> [AIM]
Give again, exactly as written, the lines of the records below from the line with "Generate a component" to the line with "import React from 'react';". Both end lines count; pictures do not.
━━ WORKING DATA ━━
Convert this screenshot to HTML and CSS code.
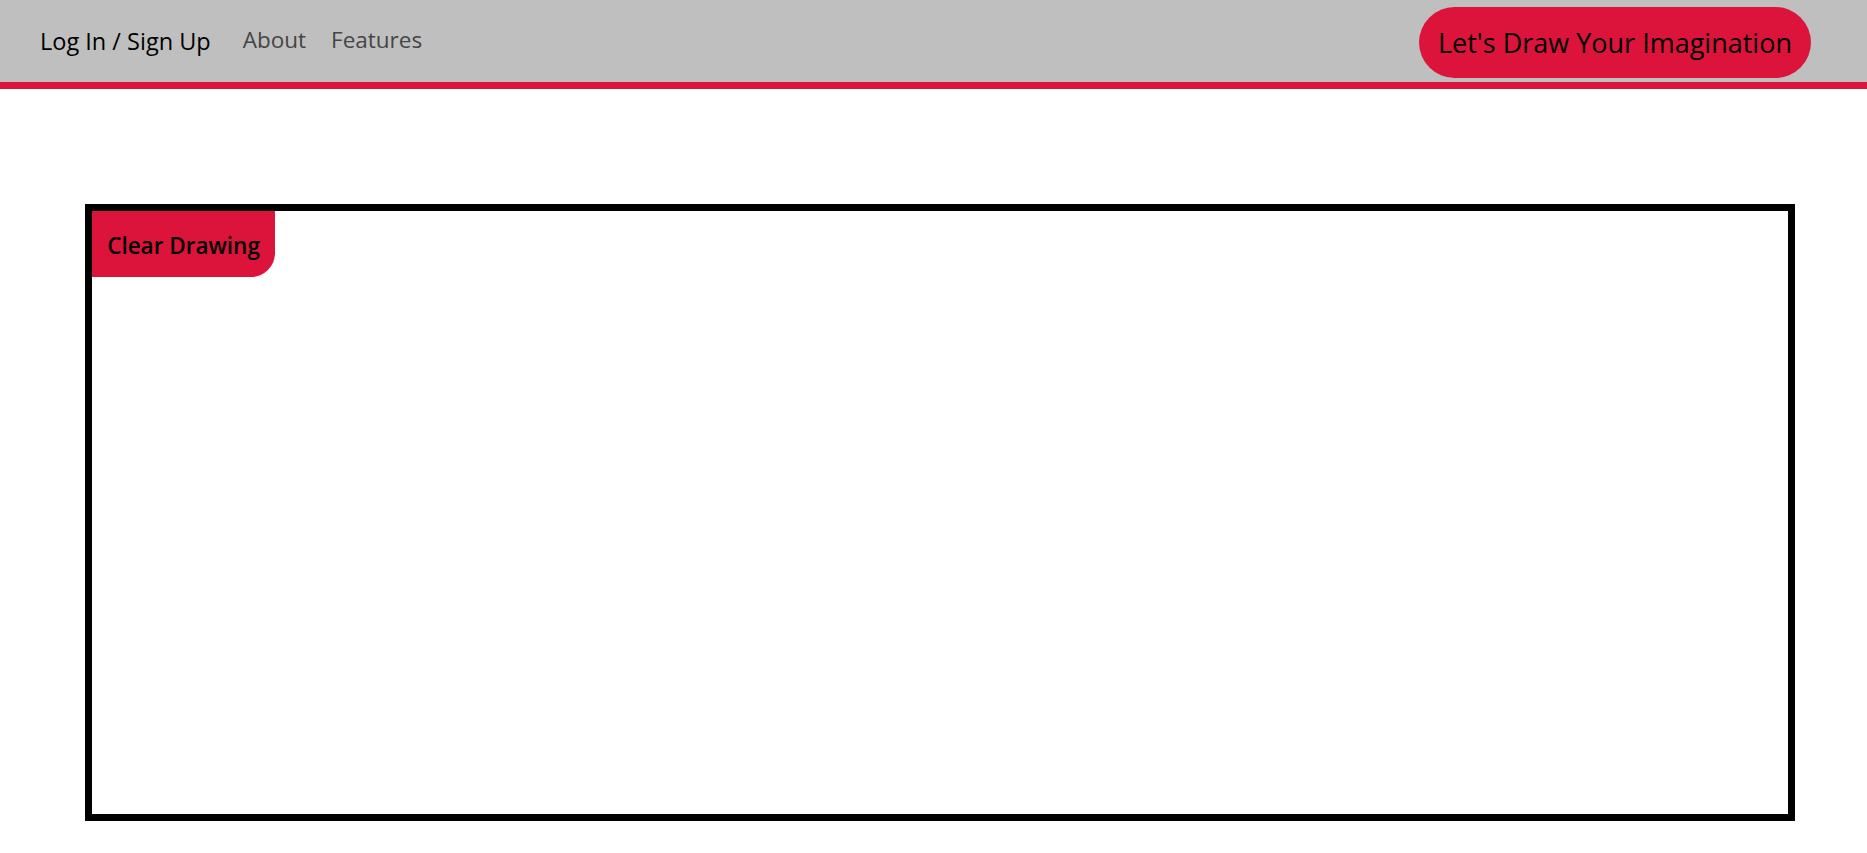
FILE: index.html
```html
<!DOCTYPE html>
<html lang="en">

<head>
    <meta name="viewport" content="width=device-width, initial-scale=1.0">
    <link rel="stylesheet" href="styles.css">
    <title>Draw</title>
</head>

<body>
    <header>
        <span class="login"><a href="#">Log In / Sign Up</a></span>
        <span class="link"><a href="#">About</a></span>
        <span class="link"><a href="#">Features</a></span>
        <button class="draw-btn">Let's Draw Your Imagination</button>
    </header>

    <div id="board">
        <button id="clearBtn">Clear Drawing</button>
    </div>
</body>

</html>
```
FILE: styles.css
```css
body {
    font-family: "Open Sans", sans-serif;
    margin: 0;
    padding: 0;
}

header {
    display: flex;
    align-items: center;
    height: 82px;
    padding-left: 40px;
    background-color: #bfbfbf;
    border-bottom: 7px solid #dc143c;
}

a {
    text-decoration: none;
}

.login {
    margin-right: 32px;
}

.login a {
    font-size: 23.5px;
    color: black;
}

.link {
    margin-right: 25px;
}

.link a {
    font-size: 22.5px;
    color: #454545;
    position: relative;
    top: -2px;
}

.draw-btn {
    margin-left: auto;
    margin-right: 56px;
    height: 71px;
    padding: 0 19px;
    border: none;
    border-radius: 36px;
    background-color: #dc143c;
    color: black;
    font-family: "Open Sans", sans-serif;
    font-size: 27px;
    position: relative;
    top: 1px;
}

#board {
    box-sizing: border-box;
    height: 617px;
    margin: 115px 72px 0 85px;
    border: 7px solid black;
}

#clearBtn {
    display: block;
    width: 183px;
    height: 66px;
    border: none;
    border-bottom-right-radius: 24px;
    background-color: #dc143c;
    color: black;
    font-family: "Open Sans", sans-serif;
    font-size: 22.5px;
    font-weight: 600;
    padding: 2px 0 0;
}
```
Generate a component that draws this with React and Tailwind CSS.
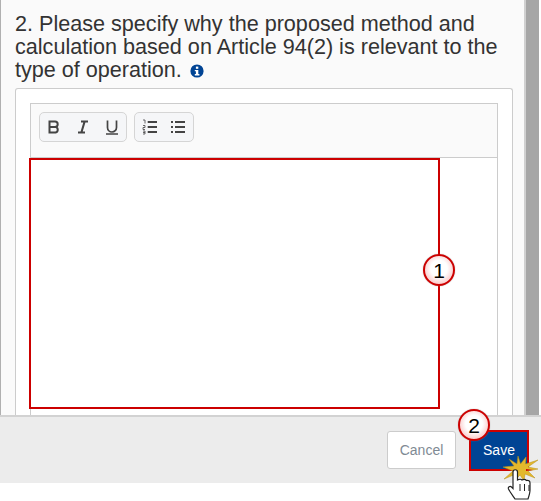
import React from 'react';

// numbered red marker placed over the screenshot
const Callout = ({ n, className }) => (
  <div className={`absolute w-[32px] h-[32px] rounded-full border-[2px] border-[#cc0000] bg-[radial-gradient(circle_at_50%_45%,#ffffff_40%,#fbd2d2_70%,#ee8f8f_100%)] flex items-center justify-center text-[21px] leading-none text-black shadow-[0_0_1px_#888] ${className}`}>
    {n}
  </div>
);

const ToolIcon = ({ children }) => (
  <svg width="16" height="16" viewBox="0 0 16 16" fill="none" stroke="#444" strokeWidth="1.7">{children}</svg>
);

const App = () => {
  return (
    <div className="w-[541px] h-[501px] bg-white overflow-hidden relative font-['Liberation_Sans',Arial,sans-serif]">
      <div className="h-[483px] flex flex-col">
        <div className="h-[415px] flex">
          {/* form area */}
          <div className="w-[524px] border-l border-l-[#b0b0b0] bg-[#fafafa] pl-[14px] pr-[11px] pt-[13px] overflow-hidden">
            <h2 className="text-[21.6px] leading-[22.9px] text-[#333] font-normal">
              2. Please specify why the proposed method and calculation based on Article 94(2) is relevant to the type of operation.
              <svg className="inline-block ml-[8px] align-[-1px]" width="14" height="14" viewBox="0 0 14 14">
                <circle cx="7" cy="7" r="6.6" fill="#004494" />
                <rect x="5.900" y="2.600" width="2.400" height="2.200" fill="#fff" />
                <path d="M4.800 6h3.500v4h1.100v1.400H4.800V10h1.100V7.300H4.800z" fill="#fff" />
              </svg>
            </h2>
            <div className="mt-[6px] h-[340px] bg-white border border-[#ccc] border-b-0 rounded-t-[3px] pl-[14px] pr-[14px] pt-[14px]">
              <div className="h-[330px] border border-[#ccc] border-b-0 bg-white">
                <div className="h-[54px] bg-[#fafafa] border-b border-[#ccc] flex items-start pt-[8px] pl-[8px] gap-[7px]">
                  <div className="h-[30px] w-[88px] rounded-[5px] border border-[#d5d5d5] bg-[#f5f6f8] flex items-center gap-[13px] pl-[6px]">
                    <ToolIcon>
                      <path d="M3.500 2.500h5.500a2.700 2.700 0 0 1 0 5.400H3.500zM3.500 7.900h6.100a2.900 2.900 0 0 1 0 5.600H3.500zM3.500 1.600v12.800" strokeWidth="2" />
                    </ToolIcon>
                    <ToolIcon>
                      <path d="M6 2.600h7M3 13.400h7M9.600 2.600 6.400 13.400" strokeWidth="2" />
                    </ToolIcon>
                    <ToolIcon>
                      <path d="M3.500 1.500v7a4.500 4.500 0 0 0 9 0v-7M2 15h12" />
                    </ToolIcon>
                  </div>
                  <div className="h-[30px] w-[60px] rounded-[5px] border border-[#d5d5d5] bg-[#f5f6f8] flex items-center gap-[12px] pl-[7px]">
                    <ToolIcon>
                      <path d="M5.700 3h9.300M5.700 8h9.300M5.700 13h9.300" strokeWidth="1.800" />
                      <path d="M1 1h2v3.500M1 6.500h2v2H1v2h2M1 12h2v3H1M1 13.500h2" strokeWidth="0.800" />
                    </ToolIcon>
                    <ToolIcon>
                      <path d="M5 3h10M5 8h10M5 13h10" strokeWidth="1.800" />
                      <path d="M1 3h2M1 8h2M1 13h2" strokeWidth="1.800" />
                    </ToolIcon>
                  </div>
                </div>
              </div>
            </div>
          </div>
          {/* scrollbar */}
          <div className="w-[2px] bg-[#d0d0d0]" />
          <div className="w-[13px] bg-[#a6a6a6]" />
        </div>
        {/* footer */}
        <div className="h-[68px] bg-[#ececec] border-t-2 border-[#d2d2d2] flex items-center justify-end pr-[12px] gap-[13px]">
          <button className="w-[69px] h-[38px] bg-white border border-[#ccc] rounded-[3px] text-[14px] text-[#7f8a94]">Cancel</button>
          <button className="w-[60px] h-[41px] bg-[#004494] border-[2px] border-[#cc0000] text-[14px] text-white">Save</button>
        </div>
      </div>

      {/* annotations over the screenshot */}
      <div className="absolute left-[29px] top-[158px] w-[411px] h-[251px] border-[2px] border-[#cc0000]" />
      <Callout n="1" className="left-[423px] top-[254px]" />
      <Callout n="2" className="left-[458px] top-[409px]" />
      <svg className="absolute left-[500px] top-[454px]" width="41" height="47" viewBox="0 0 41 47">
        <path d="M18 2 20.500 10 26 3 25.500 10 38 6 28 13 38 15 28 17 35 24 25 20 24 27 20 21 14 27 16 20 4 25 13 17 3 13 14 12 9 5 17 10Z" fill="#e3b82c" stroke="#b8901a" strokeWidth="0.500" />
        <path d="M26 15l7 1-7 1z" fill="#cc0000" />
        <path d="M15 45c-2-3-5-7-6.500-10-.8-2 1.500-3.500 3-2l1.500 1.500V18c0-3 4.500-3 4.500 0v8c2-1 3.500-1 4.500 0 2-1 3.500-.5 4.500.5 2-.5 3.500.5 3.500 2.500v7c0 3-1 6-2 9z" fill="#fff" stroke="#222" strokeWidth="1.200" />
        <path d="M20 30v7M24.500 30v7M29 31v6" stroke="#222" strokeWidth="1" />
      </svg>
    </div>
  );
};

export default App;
━━━
> [TASK ANSWER]
Generate a component that draws this with React and Tailwind CSS.
import React from 'react';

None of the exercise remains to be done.